(Front-end source files)
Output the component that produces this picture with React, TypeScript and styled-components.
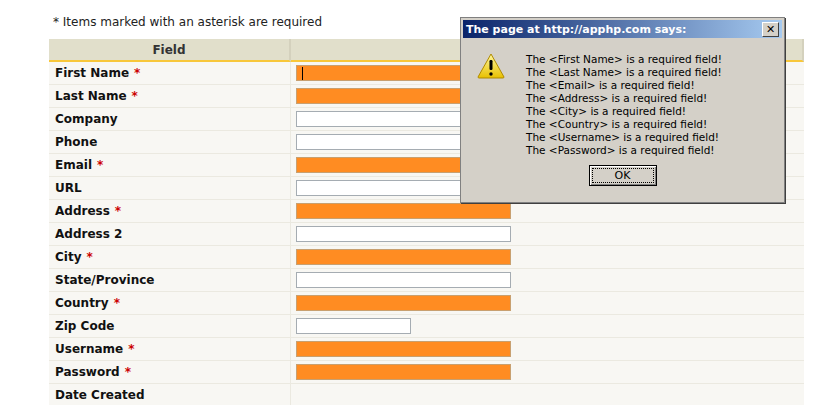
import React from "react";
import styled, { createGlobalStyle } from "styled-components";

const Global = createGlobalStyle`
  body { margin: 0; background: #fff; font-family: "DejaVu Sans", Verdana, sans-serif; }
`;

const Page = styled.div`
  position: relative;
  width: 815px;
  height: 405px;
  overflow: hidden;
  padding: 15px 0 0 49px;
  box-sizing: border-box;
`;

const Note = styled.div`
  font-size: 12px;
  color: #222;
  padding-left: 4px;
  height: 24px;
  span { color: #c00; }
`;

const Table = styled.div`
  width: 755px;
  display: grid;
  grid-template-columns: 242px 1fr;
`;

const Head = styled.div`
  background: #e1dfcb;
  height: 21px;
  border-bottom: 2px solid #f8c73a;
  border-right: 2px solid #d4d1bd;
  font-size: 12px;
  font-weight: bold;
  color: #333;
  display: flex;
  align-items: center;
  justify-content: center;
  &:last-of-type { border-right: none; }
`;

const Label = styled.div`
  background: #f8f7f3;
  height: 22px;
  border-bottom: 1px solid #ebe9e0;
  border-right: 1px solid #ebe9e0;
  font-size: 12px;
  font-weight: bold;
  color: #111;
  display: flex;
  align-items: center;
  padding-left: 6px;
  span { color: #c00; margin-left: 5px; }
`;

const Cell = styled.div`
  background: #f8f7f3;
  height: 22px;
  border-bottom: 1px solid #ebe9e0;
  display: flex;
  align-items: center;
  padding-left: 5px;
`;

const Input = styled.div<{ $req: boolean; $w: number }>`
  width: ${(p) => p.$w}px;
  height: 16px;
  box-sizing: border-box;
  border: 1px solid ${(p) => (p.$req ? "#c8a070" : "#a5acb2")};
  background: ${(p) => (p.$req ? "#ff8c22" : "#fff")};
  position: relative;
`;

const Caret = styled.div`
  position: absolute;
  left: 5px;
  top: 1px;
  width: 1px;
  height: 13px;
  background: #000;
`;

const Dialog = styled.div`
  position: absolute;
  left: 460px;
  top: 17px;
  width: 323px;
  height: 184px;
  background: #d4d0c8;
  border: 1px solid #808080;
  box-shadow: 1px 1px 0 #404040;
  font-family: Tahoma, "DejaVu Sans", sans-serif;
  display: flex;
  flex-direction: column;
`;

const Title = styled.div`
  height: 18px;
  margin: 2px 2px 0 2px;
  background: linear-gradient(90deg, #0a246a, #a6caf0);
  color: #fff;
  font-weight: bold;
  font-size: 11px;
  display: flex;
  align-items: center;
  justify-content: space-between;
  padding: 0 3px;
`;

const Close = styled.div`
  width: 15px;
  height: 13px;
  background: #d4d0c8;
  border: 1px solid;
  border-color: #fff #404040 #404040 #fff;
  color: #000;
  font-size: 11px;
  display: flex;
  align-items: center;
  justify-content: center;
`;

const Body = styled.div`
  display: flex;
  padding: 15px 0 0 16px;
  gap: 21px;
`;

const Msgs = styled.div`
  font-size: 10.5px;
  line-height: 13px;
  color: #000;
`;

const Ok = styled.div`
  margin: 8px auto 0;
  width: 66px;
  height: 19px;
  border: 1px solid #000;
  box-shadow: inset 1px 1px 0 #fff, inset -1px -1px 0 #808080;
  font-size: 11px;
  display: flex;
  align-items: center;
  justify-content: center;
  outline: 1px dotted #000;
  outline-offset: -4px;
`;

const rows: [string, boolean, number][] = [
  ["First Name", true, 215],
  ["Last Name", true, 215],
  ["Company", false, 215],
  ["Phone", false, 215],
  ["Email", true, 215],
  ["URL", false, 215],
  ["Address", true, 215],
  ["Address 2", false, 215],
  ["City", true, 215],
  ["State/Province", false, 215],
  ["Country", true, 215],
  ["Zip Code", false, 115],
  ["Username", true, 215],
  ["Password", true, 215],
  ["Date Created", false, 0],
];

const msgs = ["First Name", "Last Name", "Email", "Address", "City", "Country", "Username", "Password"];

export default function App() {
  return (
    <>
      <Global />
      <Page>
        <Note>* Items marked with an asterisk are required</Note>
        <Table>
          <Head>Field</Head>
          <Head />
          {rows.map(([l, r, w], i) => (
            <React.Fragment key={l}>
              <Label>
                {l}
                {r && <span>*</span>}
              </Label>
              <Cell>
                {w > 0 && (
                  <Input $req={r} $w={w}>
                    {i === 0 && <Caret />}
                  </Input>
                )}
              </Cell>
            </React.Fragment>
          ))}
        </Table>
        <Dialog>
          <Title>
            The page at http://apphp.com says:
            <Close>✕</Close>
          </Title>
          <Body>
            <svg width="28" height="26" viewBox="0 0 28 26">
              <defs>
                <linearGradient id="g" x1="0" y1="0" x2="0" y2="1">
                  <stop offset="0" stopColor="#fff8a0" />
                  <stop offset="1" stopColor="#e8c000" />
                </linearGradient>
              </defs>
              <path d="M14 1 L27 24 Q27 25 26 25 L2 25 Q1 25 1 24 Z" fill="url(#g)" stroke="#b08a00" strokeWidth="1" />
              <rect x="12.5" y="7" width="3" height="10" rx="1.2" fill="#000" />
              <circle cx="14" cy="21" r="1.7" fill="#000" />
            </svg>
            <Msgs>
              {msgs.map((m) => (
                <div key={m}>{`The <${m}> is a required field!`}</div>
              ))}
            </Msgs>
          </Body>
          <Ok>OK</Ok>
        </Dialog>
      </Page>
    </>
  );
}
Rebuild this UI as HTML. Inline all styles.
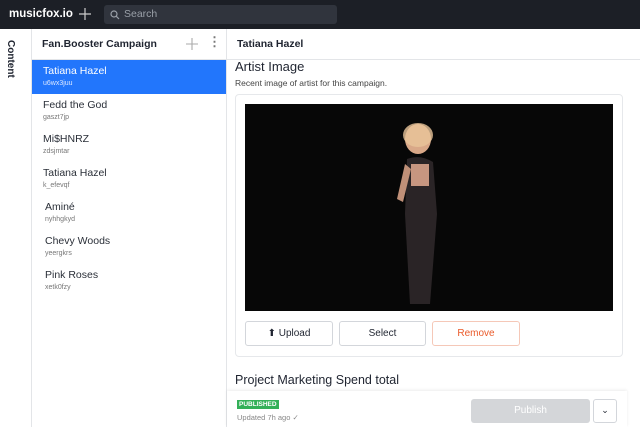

» CHALLENGE
Copy out all the data without changing anything, and drop the pictures.

» FULL RESPONSE
Output the component that produces this picture with React, TypeScript and styled-components.
import React from "react";
import styled, { createGlobalStyle } from "styled-components";

const Global = createGlobalStyle`
  body { margin: 0; background: #fff; font-family: "DejaVu Sans", Verdana, sans-serif; }
`;

const Page = styled.div`
  position: relative;
  width: 815px;
  height: 405px;
  overflow: hidden;
  padding: 15px 0 0 49px;
  box-sizing: border-box;
`;

const Note = styled.div`
  font-size: 12px;
  color: #222;
  padding-left: 4px;
  height: 24px;
  span { color: #c00; }
`;

const Table = styled.div`
  width: 755px;
  display: grid;
  grid-template-columns: 242px 1fr;
`;

const Head = styled.div`
  background: #e1dfcb;
  height: 21px;
  border-bottom: 2px solid #f8c73a;
  border-right: 2px solid #d4d1bd;
  font-size: 12px;
  font-weight: bold;
  color: #333;
  display: flex;
  align-items: center;
  justify-content: center;
  &:last-of-type { border-right: none; }
`;

const Label = styled.div`
  background: #f8f7f3;
  height: 22px;
  border-bottom: 1px solid #ebe9e0;
  border-right: 1px solid #ebe9e0;
  font-size: 12px;
  font-weight: bold;
  color: #111;
  display: flex;
  align-items: center;
  padding-left: 6px;
  span { color: #c00; margin-left: 5px; }
`;

const Cell = styled.div`
  background: #f8f7f3;
  height: 22px;
  border-bottom: 1px solid #ebe9e0;
  display: flex;
  align-items: center;
  padding-left: 5px;
`;

const Input = styled.div<{ $req: boolean; $w: number }>`
  width: ${(p) => p.$w}px;
  height: 16px;
  box-sizing: border-box;
  border: 1px solid ${(p) => (p.$req ? "#c8a070" : "#a5acb2")};
  background: ${(p) => (p.$req ? "#ff8c22" : "#fff")};
  position: relative;
`;

const Caret = styled.div`
  position: absolute;
  left: 5px;
  top: 1px;
  width: 1px;
  height: 13px;
  background: #000;
`;

const Dialog = styled.div`
  position: absolute;
  left: 460px;
  top: 17px;
  width: 323px;
  height: 184px;
  background: #d4d0c8;
  border: 1px solid #808080;
  box-shadow: 1px 1px 0 #404040;
  font-family: Tahoma, "DejaVu Sans", sans-serif;
  display: flex;
  flex-direction: column;
`;

const Title = styled.div`
  height: 18px;
  margin: 2px 2px 0 2px;
  background: linear-gradient(90deg, #0a246a, #a6caf0);
  color: #fff;
  font-weight: bold;
  font-size: 11px;
  display: flex;
  align-items: center;
  justify-content: space-between;
  padding: 0 3px;
`;

const Close = styled.div`
  width: 15px;
  height: 13px;
  background: #d4d0c8;
  border: 1px solid;
  border-color: #fff #404040 #404040 #fff;
  color: #000;
  font-size: 11px;
  display: flex;
  align-items: center;
  justify-content: center;
`;

const Body = styled.div`
  display: flex;
  padding: 15px 0 0 16px;
  gap: 21px;
`;

const Msgs = styled.div`
  font-size: 10.5px;
  line-height: 13px;
  color: #000;
`;

const Ok = styled.div`
  margin: 8px auto 0;
  width: 66px;
  height: 19px;
  border: 1px solid #000;
  box-shadow: inset 1px 1px 0 #fff, inset -1px -1px 0 #808080;
  font-size: 11px;
  display: flex;
  align-items: center;
  justify-content: center;
  outline: 1px dotted #000;
  outline-offset: -4px;
`;

const rows: [string, boolean, number][] = [
  ["First Name", true, 215],
  ["Last Name", true, 215],
  ["Company", false, 215],
  ["Phone", false, 215],
  ["Email", true, 215],
  ["URL", false, 215],
  ["Address", true, 215],
  ["Address 2", false, 215],
  ["City", true, 215],
  ["State/Province", false, 215],
  ["Country", true, 215],
  ["Zip Code", false, 115],
  ["Username", true, 215],
  ["Password", true, 215],
  ["Date Created", false, 0],
];

const msgs = ["First Name", "Last Name", "Email", "Address", "City", "Country", "Username", "Password"];

export default function App() {
  return (
    <>
      <Global />
      <Page>
        <Note>* Items marked with an asterisk are required</Note>
        <Table>
          <Head>Field</Head>
          <Head />
          {rows.map(([l, r, w], i) => (
            <React.Fragment key={l}>
              <Label>
                {l}
                {r && <span>*</span>}
              </Label>
              <Cell>
                {w > 0 && (
                  <Input $req={r} $w={w}>
                    {i === 0 && <Caret />}
                  </Input>
                )}
              </Cell>
            </React.Fragment>
          ))}
        </Table>
        <Dialog>
          <Title>
            The page at http://apphp.com says:
            <Close>✕</Close>
          </Title>
          <Body>
            <svg width="28" height="26" viewBox="0 0 28 26">
              <defs>
                <linearGradient id="g" x1="0" y1="0" x2="0" y2="1">
                  <stop offset="0" stopColor="#fff8a0" />
                  <stop offset="1" stopColor="#e8c000" />
                </linearGradient>
              </defs>
              <path d="M14 1 L27 24 Q27 25 26 25 L2 25 Q1 25 1 24 Z" fill="url(#g)" stroke="#b08a00" strokeWidth="1" />
              <rect x="12.5" y="7" width="3" height="10" rx="1.2" fill="#000" />
              <circle cx="14" cy="21" r="1.7" fill="#000" />
            </svg>
            <Msgs>
              {msgs.map((m) => (
                <div key={m}>{`The <${m}> is a required field!`}</div>
              ))}
            </Msgs>
          </Body>
          <Ok>OK</Ok>
        </Dialog>
      </Page>
    </>
  );
}
Rebuild this UI as HTML. Inline all styles.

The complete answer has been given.